At an event tonight that Sonnensheim, PWC and Silicon Valley Bank had at Remi's in midtown, I got several high fives, and virtually all day I received a stream of emails and twitters from my entrepreneurial friends all over the city and the country. They all had great things to say, but a good number of people expressed that Medidata has shown that: 1/ the technology IPO is not dead yet, thank god, and 2/ New York based technology companies can compete with the best technology companies in the world.
What scares Silicon Valley more than anything, is that, with the commodization of core information technology, under-served regions of the country can compete and be in forefront of the next wave of technology innovation, technology enabled internet services. My charts, graphs, tweets, and blogs demonstrating this thesis can never really be as convincing without a fistful of public offerings like MDSO, showing public proof that the future is coming.

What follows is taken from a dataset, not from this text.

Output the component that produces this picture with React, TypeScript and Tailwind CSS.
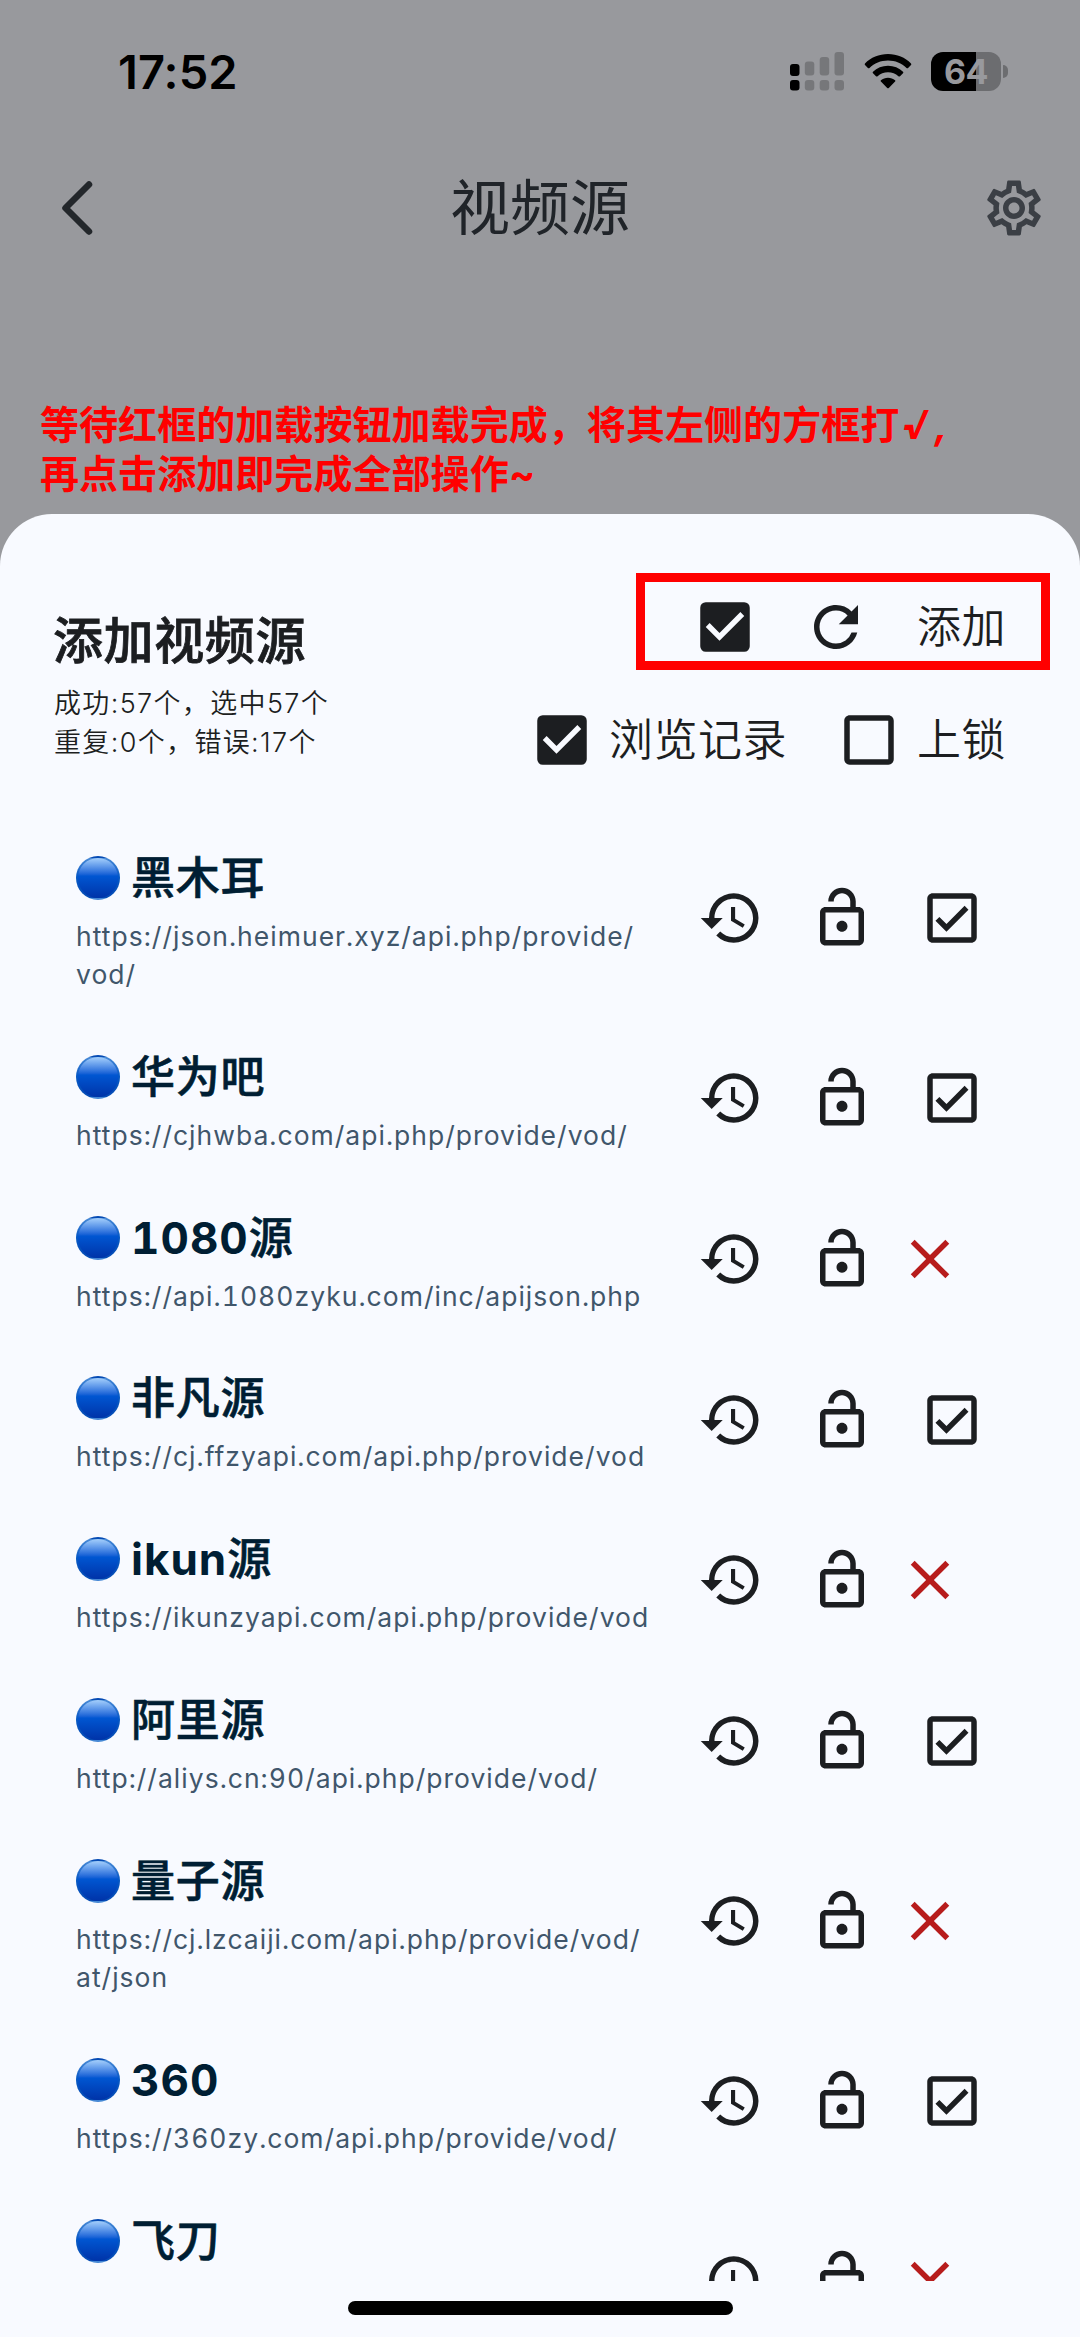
import { useState } from 'react';
import {
  MdCheckBox,
  MdCheckBoxOutlineBlank,
  MdClose,
  MdHistory,
  MdOutlineCheckBox,
  MdOutlineLockOpen,
  MdOutlineSettings,
  MdRefresh,
} from 'react-icons/md';

// latin is the part of the name before the Chinese characters
type Source = { latin?: string; name: string; url: string; ok: boolean };

const sources: Source[] = [
  { name: '黑木耳', url: 'https://json.heimuer.xyz/api.php/provide/\nvod/', ok: true },
  { name: '华为吧', url: 'https://cjhwba.com/api.php/provide/vod/', ok: true },
  { latin: '1080', name: '源', url: 'https://api.1080zyku.com/inc/apijson.php', ok: false },
  { name: '非凡源', url: 'https://cj.ffzyapi.com/api.php/provide/vod', ok: true },
  { latin: 'ikun', name: '源', url: 'https://ikunzyapi.com/api.php/provide/vod', ok: false },
  { name: '阿里源', url: 'http://aliys.cn:90/api.php/provide/vod/', ok: true },
  { name: '量子源', url: 'https://cj.lzcaiji.com/api.php/provide/vod/\nat/json', ok: false },
  { latin: '360', name: '', url: 'https://360zy.com/api.php/provide/vod/', ok: true },
  { name: '飞刀', url: '\n\n', ok: false },
];

function StatusBar() {
  return (
    <div className="flex h-[144px] items-start justify-between pl-[118px] pr-[72px] pt-[42px] text-black">
      <span className="text-[47px] font-semibold leading-[60px] tracking-[0.1px]">17:52</span>
      <div className="flex pt-[10px]">
        <svg width="54" height="39" viewBox="0 0 54 39" className="mr-[20px]">
          <rect x="0" y="12" width="9.5" height="12" rx="3" />
          <rect x="0" y="28" width="9.5" height="10.5" rx="3" />
          <g fillOpacity="0.22">
            <rect x="14.8" y="9.5" width="9.5" height="14" rx="3" />
            <rect x="14.8" y="28" width="9.5" height="10.5" rx="3" />
            <rect x="29.7" y="5" width="9.5" height="18.5" rx="3" />
            <rect x="29.7" y="28" width="9.5" height="10.5" rx="3" />
            <rect x="44.5" y="0" width="9.5" height="23.5" rx="3" />
            <rect x="44.5" y="28" width="9.5" height="10.5" rx="3" />
          </g>
        </svg>
        <svg width="48" height="39" viewBox="0 0 48 39" className="mr-[19px]">
          <path d="M24 2C15 2 6.800 5.500 1 11.500Q0.300 12.300 1 13.100L3.900 16Q4.700 16.700 5.500 16C10.300 11.300 16.800 8.600 24 8.600S37.700 11.300 42.500 16Q43.300 16.700 44.100 16L47 13.100Q47.700 12.300 47 11.500C41.200 5.500 33 2 24 2Z" />
          <path d="M24 13.800C18.200 13.800 12.900 16 9 19.700Q8.200 20.500 9 21.300L12 24.200Q12.800 24.900 13.600 24.200C16.300 21.800 20 20.300 24 20.300S31.700 21.800 34.400 24.200Q35.200 24.900 36 24.200L39 21.300Q39.800 20.500 39 19.700C35.100 16 29.800 13.800 24 13.800Z" />
          <path d="M24 25.700C21.300 25.700 18.800 26.600 16.900 28.200Q16.200 28.900 16.900 29.600L23.200 36Q24 36.700 24.800 36L31.100 29.600Q31.800 28.900 31.100 28.200C29.200 26.600 26.700 25.700 24 25.700Z" />
        </svg>
        <div className="flex items-center">
          <div className="flex h-[39px] w-[70px] items-center justify-center rounded-[12px] bg-linear-to-r from-black from-[64%] to-[#6c6d70] to-[64%]">
            <span className="text-[34px] font-bold leading-[39px] tracking-[-0.5px] text-[#98999d]">64</span>
          </div>
          <div className="ml-[2px] h-[13px] w-[5px] rounded-r-full bg-[#6c6d70]" />
        </div>
      </div>
    </div>
  );
}

function TitleBar() {
  return (
    <div className="flex h-[127px] items-center justify-between pl-[60px] pr-[33px]">
      <svg width="66" height="60" viewBox="0 0 66 60" fill="none" stroke="#23272b" strokeWidth="6.500" strokeLinecap="round" strokeLinejoin="round">
        <path d="M29 6.500L5.500 30L29 53.500" />
      </svg>
      <h1 className="ml-[-27px] text-[60px] font-normal leading-[80px] text-[#202429]">视频源</h1>
      <MdOutlineSettings size={66} color="#3b3f45" />
    </div>
  );
}

function SourceRow({ latin, name, url, ok }: Source) {
  return (
    <li className="flex items-center pl-[76px]">
      <div className="w-[600px] pb-[24px] pt-[29px]">
        <div className="flex h-[60px] items-center">
          <span className="h-[44px] w-[44px] shrink-0 rounded-full border-2 border-[#0a5bbd]/60 bg-linear-to-b from-[#a5cffb] via-[#0056d2] via-45% to-[#0033a8]" />
          <span className="ml-[11px] text-[44px] font-medium tracking-[0.8px] text-[#001e33]">
            {latin && <span className="font-bold tracking-[1px] tabular-nums">{latin}</span>}
            <span className="[-webkit-text-stroke:0.6px]">{name}</span>
          </span>
        </div>
        <p className="mt-[9px] min-h-[38.7px] whitespace-pre text-[26.5px] leading-[38.7px] tracking-[1.02px] tabular-nums text-[#40566b]">{url}</p>
      </div>
      <span className="flex w-[110.6px] justify-center"><MdHistory size={66} /></span>
      <span className="flex w-[110.6px] justify-center"><MdOutlineLockOpen size={66} /></span>
      {ok ? (
        <span className="flex w-[110.6px] justify-center"><MdOutlineCheckBox size={66} /></span>
      ) : (
        <MdClose size={66} color="#b71c1c" />
      )}
    </li>
  );
}

export default function App() {
  const [history, setHistory] = useState(true);
  const [locked, setLocked] = useState(false);

  return (
    <div className="relative flex h-[2337px] w-[1080px] flex-col overflow-hidden bg-[#98999d] font-['Inter','Noto_Sans_CJK_SC',sans-serif]">
      <StatusBar />
      <TitleBar />
      <p className="ml-[40px] mt-[129px] h-[114px] whitespace-nowrap text-[39px] font-bold leading-[49px] tracking-[0.06px] text-[#ff0000]">
        等待红框的加载按钮加载完成，将其左侧的方框打<span className="ml-[2px] text-[40px] font-extrabold italic leading-none">√</span>
        <span className="ml-[6px] italic">,</span>
        <br />
        再点击添加即完成全部操作~
      </p>

      <main className="flex min-h-0 flex-1 flex-col rounded-t-[52px] bg-[#f8faff] text-[#1c1e21]">
        <header className="flex h-[304.6px] shrink-0 justify-between pl-[54px] pr-[74px]">
          <div className="pt-[97px]">
            <h2 className="-ml-px text-[50px] font-medium leading-[60px] tracking-[0.6px] [-webkit-text-stroke:0.8px]">添加视频源</h2>
            <p className="mt-[14px] whitespace-nowrap text-[27px] font-[350] leading-[38.7px] tracking-[1.35px]">
              成功:57个，选中57个
              <br />
              重复:0个，错误:17个
            </p>
          </div>
          <div className="flex flex-col items-end pt-[79.600px]">
            <div className="flex h-[66px] items-center">
              <button className="flex w-[110.6px] justify-center"><MdCheckBox size={66} /></button>
              <button className="flex w-[110.6px] justify-center"><MdRefresh size={66} /></button>
              <button className="ml-[26px] text-[44px] font-[350] leading-[66px] tracking-[0.5px]">添加</button>
            </div>
            <div className="mt-[47.400px] flex h-[66px] items-center text-[44px] font-[350] leading-[66px] tracking-[0.5px]">
              <button className="flex items-center gap-[14px]" onClick={() => setHistory(!history)}>
                {history ? <MdCheckBox size={66} /> : <MdCheckBoxOutlineBlank size={66} />}
                浏览记录
              </button>
              <button className="ml-[49px] flex items-center gap-[15px]" onClick={() => setLocked(!locked)}>
                {locked ? <MdCheckBox size={66} /> : <MdCheckBoxOutlineBlank size={66} />}
                上锁
              </button>
            </div>
          </div>
        </header>

        <ul className="min-h-0 flex-1 overflow-hidden">
          {sources.map((s) => (
            <SourceRow key={s.url} {...s} />
          ))}
        </ul>

        {/* home indicator */}
        <div className="flex h-[56px] shrink-0 justify-center pt-[20px]">
          <div className="h-[14px] w-[385px] rounded-full bg-black" />
        </div>
      </main>

      {/* highlight over the header actions */}
      <div className="pointer-events-none absolute left-[636px] top-[573px] h-[97px] w-[414px] border-[9px] border-[#ff0000]" />
    </div>
  );
}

We are not quite there yet.
But, uultimately, I believe the technology enabled services boom is going to be a long and great boom, longer than the PC boom, and will be uultimately heard not just in New York, but around the country and the world. I believe the New York area has a unique leg up given it's proximity to entrepreneurial talent, capital and customers in the finance services, telecom, advertising and publishing sectors; and that each part of the country has it's own local industry domain expertise and brand of entrepreneurial ism. A public offering is the exclamation point that quiets the naysayers, and puts credence to this sector and under-served region thesis. This argument is far from over, but this is the first crack in the tired paradigm that tech entrepreneurs can't thrive outside Silicon Valley. Fortunately, many people still believe that, so, as contrarians are the ones who often make money over time, there is a lot more money to be made for savvy entrepreneurs and their backers who invest outside of Silicon Valley.